2. Buy "unlocked" iPhone.
3. Put SIM card into "unlocked" phone.
4. It doesn't work! :sad-face:
5. Google around.
6. Find solution.
7. Implement solution while grumbling to self about truth in advertising.
8. It works! (hooray)
9. Software update breaks solution.
I still say the key word here is "unlocked." If Apple truly meant for the "unlocked" iPhone to only be used with supported carriers (and then what's the point? you think Apple's really only selling "unlocked" phones to international travelers?), then they shouldn't be using that word to describe it.
Just by comparison, Android supports on-device APN editing (see Settings -> More... [under Wireless and Networks] -> Mobile Networks -> Access Point Names).
T-Mobile actually encourages users to edit their own APNs for IPv6 support, and has run an IPv6 custom APN beta trial for a while:
I didn't alter any cell based network settings. Though I recall the output file from the iPhone Configuration Utility was merely a text file. I believe, though I'm not 100% certain, and this was around iOS3-4, that I opened the file in a text editor. I think I recall this because I came to the conclusion one could make a web based configuration utility that output the same data file.
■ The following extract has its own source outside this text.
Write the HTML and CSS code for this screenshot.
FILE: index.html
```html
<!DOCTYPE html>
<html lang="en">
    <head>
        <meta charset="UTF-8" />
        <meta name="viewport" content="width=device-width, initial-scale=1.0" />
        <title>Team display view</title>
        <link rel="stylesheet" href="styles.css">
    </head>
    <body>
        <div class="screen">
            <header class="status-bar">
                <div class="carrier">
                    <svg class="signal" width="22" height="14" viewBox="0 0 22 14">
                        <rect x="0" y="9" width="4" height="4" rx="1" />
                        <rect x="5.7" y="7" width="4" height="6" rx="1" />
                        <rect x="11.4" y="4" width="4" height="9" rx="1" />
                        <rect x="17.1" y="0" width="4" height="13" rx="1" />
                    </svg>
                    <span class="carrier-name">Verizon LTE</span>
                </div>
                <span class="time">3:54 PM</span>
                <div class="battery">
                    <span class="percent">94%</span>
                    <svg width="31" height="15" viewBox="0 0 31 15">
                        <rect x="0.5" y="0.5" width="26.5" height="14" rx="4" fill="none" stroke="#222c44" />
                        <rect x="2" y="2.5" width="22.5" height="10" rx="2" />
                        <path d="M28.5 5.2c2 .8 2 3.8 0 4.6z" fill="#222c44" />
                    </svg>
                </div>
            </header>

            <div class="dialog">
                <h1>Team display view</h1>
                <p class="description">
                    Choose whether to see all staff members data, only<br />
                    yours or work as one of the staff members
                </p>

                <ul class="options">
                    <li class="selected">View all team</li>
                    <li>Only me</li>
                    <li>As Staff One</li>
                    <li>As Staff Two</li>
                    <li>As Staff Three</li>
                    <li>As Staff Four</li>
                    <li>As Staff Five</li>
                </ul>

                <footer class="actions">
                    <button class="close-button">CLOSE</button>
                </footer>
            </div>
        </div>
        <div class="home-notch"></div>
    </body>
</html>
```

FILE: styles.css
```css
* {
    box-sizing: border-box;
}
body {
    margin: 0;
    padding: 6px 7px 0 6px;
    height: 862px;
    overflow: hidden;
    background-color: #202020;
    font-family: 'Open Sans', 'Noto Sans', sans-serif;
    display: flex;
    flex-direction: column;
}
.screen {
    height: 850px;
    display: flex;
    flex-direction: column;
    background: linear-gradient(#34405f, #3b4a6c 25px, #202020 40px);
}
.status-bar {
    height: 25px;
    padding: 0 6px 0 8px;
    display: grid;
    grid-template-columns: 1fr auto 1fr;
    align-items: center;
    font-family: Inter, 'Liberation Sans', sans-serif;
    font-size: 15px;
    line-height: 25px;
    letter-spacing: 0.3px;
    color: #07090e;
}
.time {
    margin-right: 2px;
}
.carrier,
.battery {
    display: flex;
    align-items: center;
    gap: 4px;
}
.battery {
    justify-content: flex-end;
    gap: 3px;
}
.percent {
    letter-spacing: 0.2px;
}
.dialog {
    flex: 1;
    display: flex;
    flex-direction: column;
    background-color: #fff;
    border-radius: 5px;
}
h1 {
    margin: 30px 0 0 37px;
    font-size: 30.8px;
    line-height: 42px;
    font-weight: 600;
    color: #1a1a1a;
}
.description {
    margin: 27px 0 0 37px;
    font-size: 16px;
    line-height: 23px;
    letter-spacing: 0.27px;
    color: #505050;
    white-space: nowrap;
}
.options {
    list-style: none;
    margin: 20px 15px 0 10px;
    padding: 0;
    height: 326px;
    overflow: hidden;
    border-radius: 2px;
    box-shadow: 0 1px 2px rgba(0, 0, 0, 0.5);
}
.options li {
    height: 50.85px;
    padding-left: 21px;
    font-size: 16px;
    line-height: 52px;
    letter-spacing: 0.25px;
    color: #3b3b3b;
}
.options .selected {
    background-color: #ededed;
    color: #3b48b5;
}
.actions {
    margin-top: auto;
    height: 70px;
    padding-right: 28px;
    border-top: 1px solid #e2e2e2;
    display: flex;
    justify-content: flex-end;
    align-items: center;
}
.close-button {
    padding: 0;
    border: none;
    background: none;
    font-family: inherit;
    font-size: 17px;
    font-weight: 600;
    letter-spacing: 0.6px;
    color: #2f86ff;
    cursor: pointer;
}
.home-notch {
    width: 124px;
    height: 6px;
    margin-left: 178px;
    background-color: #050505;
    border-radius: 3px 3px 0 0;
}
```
I'm pretty sure it was just simple XML. It may be a binary plist type file now, but plutil should solve that problem.
Couldn't one manually edit the output file to contain the values they desire, import the file, pop in the SIM, and have a functioning iPhone on iOS6?
Just a thought based on some very old memories. Anyone care to fire up iPhone Configuration Utility and see what file type it generates. Even if not XML, a hex editor should allow the changes, no?. A small git-hub project could probably create all the needed profiles for the various carriers out there for unlocked phones.
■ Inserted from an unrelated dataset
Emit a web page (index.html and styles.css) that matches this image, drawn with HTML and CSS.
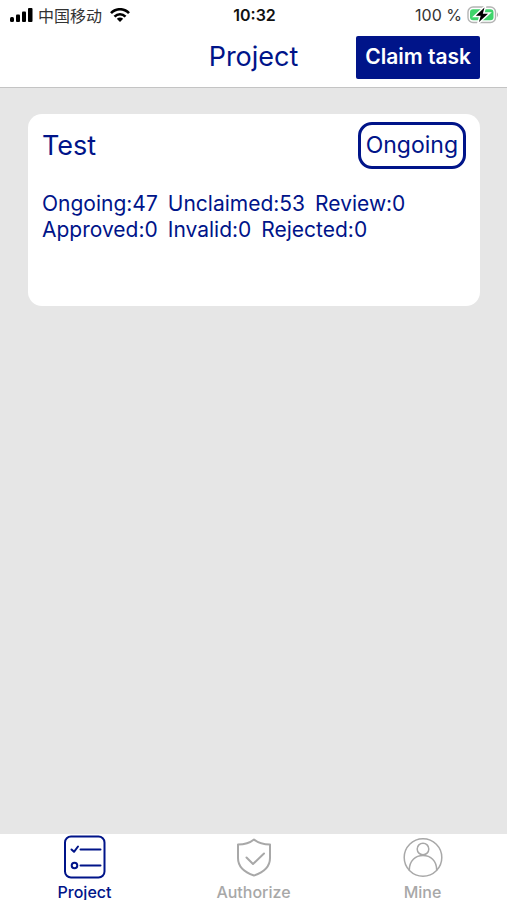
FILE: index.html
```html
<!DOCTYPE html>
<html lang="en">
<head>
<meta charset="utf-8">
<meta name="viewport" content="width=device-width, initial-scale=1">
<title>Project</title>
<link rel="stylesheet" href="styles.css">
</head>
<body>
<header class="top">
  <div class="status">
    <div class="carrier">
      <svg width="23" height="14" viewBox="0 0 23 14" aria-hidden="true"><rect x="0" y="9" width="4" height="5" rx="1.5"/><rect x="6" y="6.5" width="4" height="7.5" rx="1"/><rect x="12" y="3.5" width="4" height="10.5" rx="1"/><rect x="18" y="0" width="4.5" height="14" rx="1"/></svg>
      <span lang="zh-CN">中国移动</span>
      <svg class="wifi" width="20" height="14" viewBox="0 0 20 14" aria-hidden="true"><g fill="none" stroke="#000" stroke-width="2.6"><path d="M1 5.2C6-.1 14-.1 19 5.2"/><path d="M4.5 8.7C7.7 5.5 12.3 5.5 15.5 8.7"/></g><path d="M10 14 6.8 10.8Q10 8.2 13.2 10.8Z"/></svg>
    </div>
    <time class="clock">10:32</time>
    <div class="power">
      <span>100 %</span>
      <svg width="32" height="18" viewBox="0 0 32 18" aria-hidden="true"><rect x="1" y="1" width="27.5" height="15.5" rx="5" fill="#fff" stroke="#b4b4b4" stroke-width="1.4"/><rect x="3" y="3.2" width="23.5" height="11" rx="3" fill="#3fd46b"/><path d="M30 6.3Q32 8.7 30 11.2Z" fill="#b4b4b4"/><path d="M17.5 1.5 8.8 9.8H13.7L12 16 21 7.8H15.8Z" stroke="#fff" stroke-width="3" paint-order="stroke"/></svg>
    </div>
  </div>
  <div class="navbar">
    <h1 class="title">Project</h1>
    <button class="claim" type="button">Claim task</button>
  </div>
</header>
<main class="content">
  <article class="card">
    <div class="card-head">
      <h2 class="name">Test</h2>
      <span class="badge">Ongoing</span>
    </div>
    <div class="stats">
      <div class="row"><span>Ongoing:47</span><span>Unclaimed:53</span><span>Review:0</span></div>
      <div class="row"><span>Approved:0</span><span>Invalid:0</span><span>Rejected:0</span></div>
    </div>
  </article>
</main>
<nav class="tabs">
  <a class="tab active" href="#project" aria-current="page">
    <svg width="44" height="44" viewBox="0 0 44 44" aria-hidden="true"><rect x="2" y="1.5" width="39.5" height="41" rx="6"/><path d="M17.5 14.5H37.5M17.5 30.5H37.5M8.5 14.5 11 16.8 15 11.5"/><circle cx="11.5" cy="30.5" r="2.8"/></svg>
    <span>Project</span>
  </a>
  <a class="tab" href="#authorize">
    <svg width="44" height="44" viewBox="0 0 44 44" aria-hidden="true"><path d="M22 4.5Q28 9.5 38 9.5V23C38 33 31 37.5 22 40.5 13 37.5 6 33 6 23V9.5Q16 9.5 22 4.5ZM14.5 22.5 21 29 32 18.5"/></svg>
    <span>Authorize</span>
  </a>
  <a class="tab" href="#mine">
    <svg class="thin" width="44" height="44" viewBox="0 0 44 44" aria-hidden="true"><circle cx="22" cy="22.5" r="18.8"/><circle cx="22" cy="14" r="5.8"/><path d="M8.3 35.2C8.3 25.5 14.5 20.5 22 20.5S35.7 25.5 35.7 35.2"/></svg>
    <span>Mine</span>
  </a>
</nav>
</body>
</html>
```
FILE: styles.css
```css
* { box-sizing: border-box; }
body {
  margin: 0;
  height: 100vh;
  overflow: hidden;
  display: flex;
  flex-direction: column;
  background: #e6e6e6;
  color: #001489;
  font-family: Inter, "Noto Sans CJK SC", sans-serif;
}
.top {
  padding-bottom: 2px;
  background: #fff;
  border-bottom: 1px solid #c4c4c4;
}
.status {
  display: grid;
  grid-template-columns: 1fr auto 1fr;
  align-items: center;
  height: 29px;
  padding: 0 8px 0 10px;
  color: #333;
  font-size: 16px;
}
.carrier, .power {
  display: flex;
  align-items: center;
  gap: 5px;
}
.wifi { margin-left: 3px; }
.power { justify-content: flex-end; }
.clock { color: #111; font-weight: 600; }
.navbar {
  display: grid;
  grid-template-columns: 1fr auto 1fr;
  align-items: center;
  height: 56px;
  padding: 0 27px;
}
.title, .name { margin: 0; font-weight: 400; font-size: 27px; line-height: 36px; }
.title { grid-column: 2; }
.claim {
  justify-self: end;
  height: 43px;
  padding: 0 9px;
  border: 0;
  border-radius: 2px;
  background: #001489;
  color: #fff;
  font: 600 21px/26px Inter, sans-serif;
  white-space: nowrap;
}
.content { flex: 1; padding: 26px 27px 26px 28px; }
.card {
  min-height: 192px;
  padding: 8px 14px;
  border-radius: 14px;
  background: #fff;
}
.card-head {
  display: flex;
  align-items: center;
  justify-content: space-between;
}
.badge {
  padding: 8px 5px;
  border: 3px solid #001489;
  border-radius: 14px;
  font-size: 23px;
  line-height: 25px;
}
.stats { margin-top: 22px; font-size: 21px; line-height: 26px; }
.row { display: flex; flex-wrap: wrap; column-gap: 10px; }
.tabs {
  display: grid;
  grid-template-columns: repeat(3, 1fr);
  height: 66px;
  background: #fff;
}
.tab {
  display: flex;
  flex-direction: column;
  align-items: center;
  gap: 5px;
  padding-top: 1px;
  color: #a8a8a8;
  font-size: 16px;
  font-weight: 500;
  line-height: 16px;
  text-decoration: none;
}
.tab.active { color: #001489; }
.tab svg {
  flex: none;
  fill: none;
  stroke: currentColor;
  stroke-width: 2;
  stroke-linecap: round;
  stroke-linejoin: round;
}
.tab .thin { stroke-width: 1.5; }
```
Now abroadband have a settings profile you can download and install, but since it overrides any settings you have, I have to find wifi and re-download/install this profile every single time I swap SIM cards.
It's a huge pain and no other phones have this issue. I really have no idea why Apple feel the need to hide the APN settings - it's like hiding the network settings on your computer since DHCP works "almost all the time" and all those numbers are confusing..
I'm arguing that on an unlocked phone, this flag should be ignored, OR the software should be re-engineered to do away with the flag in the first place (customers cannot abuse service by editing APNs if the customer is provisioned correctly by the carrier on their end in the first place). It's a dumb restriction, a dumb option to give carriers, and a dumb thing to hoist on customers that bought the phone out-right or who are no longer under contract.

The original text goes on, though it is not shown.